> **DO THIS**
Identify all lines in the listing that include the word "components", and copy them out.

> **DATA**

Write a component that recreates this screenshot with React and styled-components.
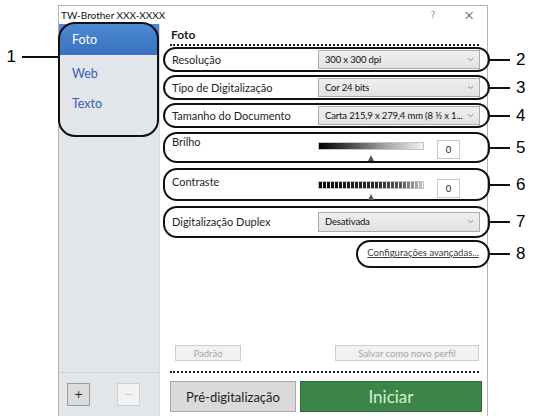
import styled, { createGlobalStyle } from 'styled-components'

const GlobalStyle = createGlobalStyle`
  html, body {
    margin: 0;
    padding: 0;
    background: #fff;
  }
  * {
    box-sizing: border-box;
  }
`

const UI_FONT = `'Lato', 'Open Sans', sans-serif`

const Page = styled.div`
  width: 545px;
  height: 416px;
  overflow: hidden;
  position: relative;
  display: flex;
  padding: 5px 0 0 58px;
  font-family: ${UI_FONT};
  color: #1e1e1e;
`

const Window = styled.div`
  width: 430px;
  height: 430px;
  display: flex;
  flex-direction: column;
  border: 1px solid #b4b4b4;
  border-bottom: none;
  background: #fff;
`

const TitleBar = styled.div`
  height: 18px;
  display: flex;
  align-items: center;
  padding: 0 0 0 2px;
  font-size: 10px;
  color: #111;
  span {
    flex: 1;
  }
`

const TitleButton = styled.div`
  width: 36px;
  text-align: center;
  font-size: ${props => props.big ? '14px' : '10px'};
  color: #333;
  font-family: 'DejaVu Sans', sans-serif;
  font-weight: 300;
`

const Body = styled.div`
  flex: 1;
  display: grid;
  grid-template-columns: 101px 1fr;
`

const Sidebar = styled.div`
  background: #e2e5ea;
  display: flex;
  flex-direction: column;
  border-right: 1px solid #d8dbe0;
`

const ProfileList = styled.div`
  position: relative;
  height: 349px;
  display: flex;
  flex-direction: column;
  border-bottom: 1px solid #cfd3da;
`

const ProfileItem = styled.div`
  height: ${props => props.active ? '31px' : '30px'};
  display: flex;
  align-items: center;
  padding-left: 13px;
  font-size: 12.5px;
  color: ${props => props.active ? '#fff' : '#3a5fb4'};
  background: ${props => props.active ? 'linear-gradient(180deg, #4d8ad0 0%, #3772bf 100%)' : 'transparent'};
  margin-bottom: ${props => props.active ? '3px' : '0'};
`

const Ring = styled.div`
  position: absolute;
  top: ${props => props.top}px;
  left: ${props => props.left}px;
  width: ${props => props.w}px;
  height: ${props => props.h}px;
  border: 2px solid #111;
  border-radius: ${props => props.radius || 16}px;
  pointer-events: none;
`

const LeftCallout = styled.div`
  position: absolute;
  top: 23px;
  right: 100%;
  display: flex;
  align-items: center;
  font-family: 'Liberation Sans', Arial, sans-serif;
  font-size: 17px;
  color: #000;
  &::after {
    content: '';
    width: 38px;
    height: 2px;
    margin-left: 6px;
    background: #111;
  }
`

const SidebarFooter = styled.div`
  display: flex;
  gap: 27px;
  padding: 10px 0 0 8px;
`

const SquareButton = styled.div`
  width: 23px;
  height: 23px;
  display: flex;
  align-items: center;
  justify-content: center;
  font-size: 11px;
  font-family: 'DejaVu Sans', sans-serif;
  color: ${props => props.disabled ? '#c8c8c8' : '#222'};
  background: ${props => props.disabled ? '#f2f2f2' : '#dcdcdc'};
  border: 1px solid ${props => props.disabled ? '#d0d0d0' : '#9c9c9c'};
`

const Main = styled.div`
  display: flex;
  flex-direction: column;
  padding: 0 5px 0 10px;
`

const SectionTitle = styled.div`
  font-weight: 700;
  font-size: 12px;
  padding: 3px 0 2px 1px;
  border-bottom: 2px dotted #222;
  margin-right: 4px;
`

const Rows = styled.div`
  display: flex;
  flex-direction: column;
  gap: 3px;
  margin: 1px -7px 0 -7px;
`

const Row = styled.div`
  position: relative;
  height: ${props => props.h}px;
  margin-top: ${props => props.mt || 0}px;
  display: flex;
  align-items: ${props => props.top ? 'flex-start' : 'center'};
  padding: ${props => props.top ? `${props.top}px` : '0'} 7px 1px 7px;
  border: 2px solid #111;
  border-radius: 14px;
`

const Label = styled.div`
  width: 146px;
  font-size: 11px;
  color: #1e1e1e;
  line-height: 13px;
`

const Select = styled.div`
  width: 162px;
  height: ${props => props.tall ? 20 : 19}px;
  display: flex;
  align-items: center;
  justify-content: space-between;
  padding: 0 5px 0 6px;
  font-size: 9.5px;
  letter-spacing: -0.15px;
  color: #111;
  background: linear-gradient(180deg, #efefef, #e2e2e2);
  border: 1px solid #acacac;
  white-space: nowrap;
  span {
    overflow: hidden;
    margin-right: 4px;
  }
  svg {
    flex: none;
  }
`

const SliderGroup = styled.div`
  display: flex;
  align-items: flex-start;
  gap: 13px;
  margin-top: ${props => props.offset}px;
`

const Track = styled.div`
  display: flex;
  flex-direction: column;
  align-items: center;
  gap: 5px;
  padding-top: 2px;
`

const Bar = styled.div`
  width: 106px;
  height: 8px;
  border: 1px solid #c4c4c4;
  background: ${props => props.striped
    ? 'repeating-linear-gradient(90deg, transparent 0 3px, #f6f6f6 3px 4px), linear-gradient(90deg, #0a0a0a 0%, #2a2a2a 55%, #5a5a5a 80%, #c8c8c8 100%)'
    : 'linear-gradient(90deg, #000 0%, #3a3a3a 25%, #9a9a9a 60%, #f2f2f2 100%)'};
`

const Thumb = styled.div`
  width: 0;
  height: 0;
  border-left: 3px solid transparent;
  border-right: 3px solid transparent;
  border-bottom: 6px solid #555;
`

const ValueBox = styled.div`
  width: 23px;
  height: 19px;
  display: flex;
  align-items: center;
  justify-content: center;
  font-size: 9.5px;
  color: #222;
  border: 1px solid #c8c8c8;
  background: #fff;
`

const Callout = styled.div`
  position: absolute;
  left: 100%;
  top: 50%;
  transform: translateY(-50%);
  display: flex;
  align-items: center;
  font-family: 'Liberation Sans', Arial, sans-serif;
  font-size: 17px;
  color: #000;
  &::before {
    content: '';
    width: 22px;
    height: 2px;
    margin-right: 6px;
    background: #111;
  }
`

const LinkRow = styled.div`
  position: relative;
  align-self: flex-end;
  width: 134px;
  height: 28px;
  margin-top: -1px;
  display: flex;
  align-items: center;
  justify-content: flex-end;
  padding-right: 9px;
  border: 2px solid #111;
  border-radius: 14px;
  a {
    font-size: 9.5px;
    color: #3b3b3b;
    text-decoration: underline;
    margin-top: -3px;
  }
`

const Spacer = styled.div`
  flex: 1;
`

const ProfileButtons = styled.div`
  display: flex;
  justify-content: space-between;
  padding: 0 4px 0 5px;
`

const FlatButton = styled.div`
  width: ${props => props.w}px;
  height: 16px;
  display: flex;
  align-items: center;
  justify-content: center;
  font-size: 9.5px;
  color: #a6a6a6;
  background: #f1f1f1;
  border: 1px solid #cdcdcd;
`

const Divider = styled.div`
  height: 0;
  border-top: 2px dotted #222;
  margin: 10px 4px 8px 0;
`

const ActionRow = styled.div`
  display: flex;
  gap: 4px;
  margin: 0 1px 23px 0;
`

const ActionButton = styled.div`
  width: ${props => props.primary ? '182px' : '126px'};
  height: 31px;
  display: flex;
  align-items: center;
  justify-content: center;
  font-size: ${props => props.primary ? '17px' : '13px'};
  color: ${props => props.primary ? '#d6f0d4' : '#1e1e1e'};
  background: ${props => props.primary ? '#3b8646' : '#dadada'};
  border: 1px solid ${props => props.primary ? '#2f6d38' : '#a8a8a8'};
`

const Chevron = () => (
  <svg width="7" height="5" viewBox="0 0 7 5">
    <path d="M1 1.2 L3.5 3.6 L6 1.2" fill="none" stroke="#888" strokeWidth="1" />
  </svg>
)

const SelectRow = ({ label, value, h, mt, num, tall }) => (
  <Row h={h} mt={mt}>
    <Label>{label}</Label>
    <Select tall={tall}>
      <span>{value}</span>
      <Chevron />
    </Select>
    <Callout>{num}</Callout>
  </Row>
)

const SliderRow = ({ label, h, mt, top, offset, striped, num }) => (
  <Row h={h} mt={mt} top={top}>
    <Label>{label}</Label>
    <SliderGroup offset={offset}>
      <Track>
        <Bar striped={striped} />
        <Thumb />
      </Track>
      <ValueBox>0</ValueBox>
    </SliderGroup>
    <Callout>{num}</Callout>
  </Row>
)

export default function App() {
  return (
    <>
      <GlobalStyle />
      <Page>
        <Window>
          <TitleBar>
            <span>TW-Brother XXX-XXXX</span>
            <TitleButton>?</TitleButton>
            <TitleButton big>×</TitleButton>
          </TitleBar>
          <Body>
            <Sidebar>
              <ProfileList>
                <ProfileItem active>Foto</ProfileItem>
                <ProfileItem>Web</ProfileItem>
                <ProfileItem>Texto</ProfileItem>
                <Ring top={-2} left={-1} w={101} h={115} radius={17}>
                  <LeftCallout>1</LeftCallout>
                </Ring>
              </ProfileList>
              <SidebarFooter>
                <SquareButton>+</SquareButton>
                <SquareButton disabled>−</SquareButton>
              </SidebarFooter>
            </Sidebar>
            <Main>
              <SectionTitle>Foto</SectionTitle>
              <Rows>
                <SelectRow label="Resolução" value="300 x 300 dpi" h={25} num="2" />
                <SelectRow label="Tipo de Digitalização" value="Cor 24 bits" h={25} num="3" />
                <SelectRow label="Tamanho do Documento" value="Carta 215,9 x 279,4 mm (8 ½ x 1..." h={25} num="4" />
                <SliderRow label="Brilho" h={31} mt={1} top={1} offset={5} num="5" />
                <SliderRow label="Contraste" h={33} mt={2} top={5} offset={4} striped num="6" />
                <SelectRow label="Digitalização Duplex" value="Desativada" h={32} mt={2} num="7" tall />
                <LinkRow>
                  <a>Configurações avançadas...</a>
                  <Callout>8</Callout>
                </LinkRow>
              </Rows>
              <Spacer />
              <ProfileButtons>
                <FlatButton w={66}>Padrão</FlatButton>
                <FlatButton w={144}>Salvar como novo perfil</FlatButton>
              </ProfileButtons>
              <Divider />
              <ActionRow>
                <ActionButton>Pré-digitalização</ActionButton>
                <ActionButton primary>Iniciar</ActionButton>
              </ActionRow>
            </Main>
          </Body>
        </Window>
      </Page>
    </>
  )
}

> **WRITTEN ANSWER**
Write a component that recreates this screenshot with React and styled-components.
import styled, { createGlobalStyle } from 'styled-components'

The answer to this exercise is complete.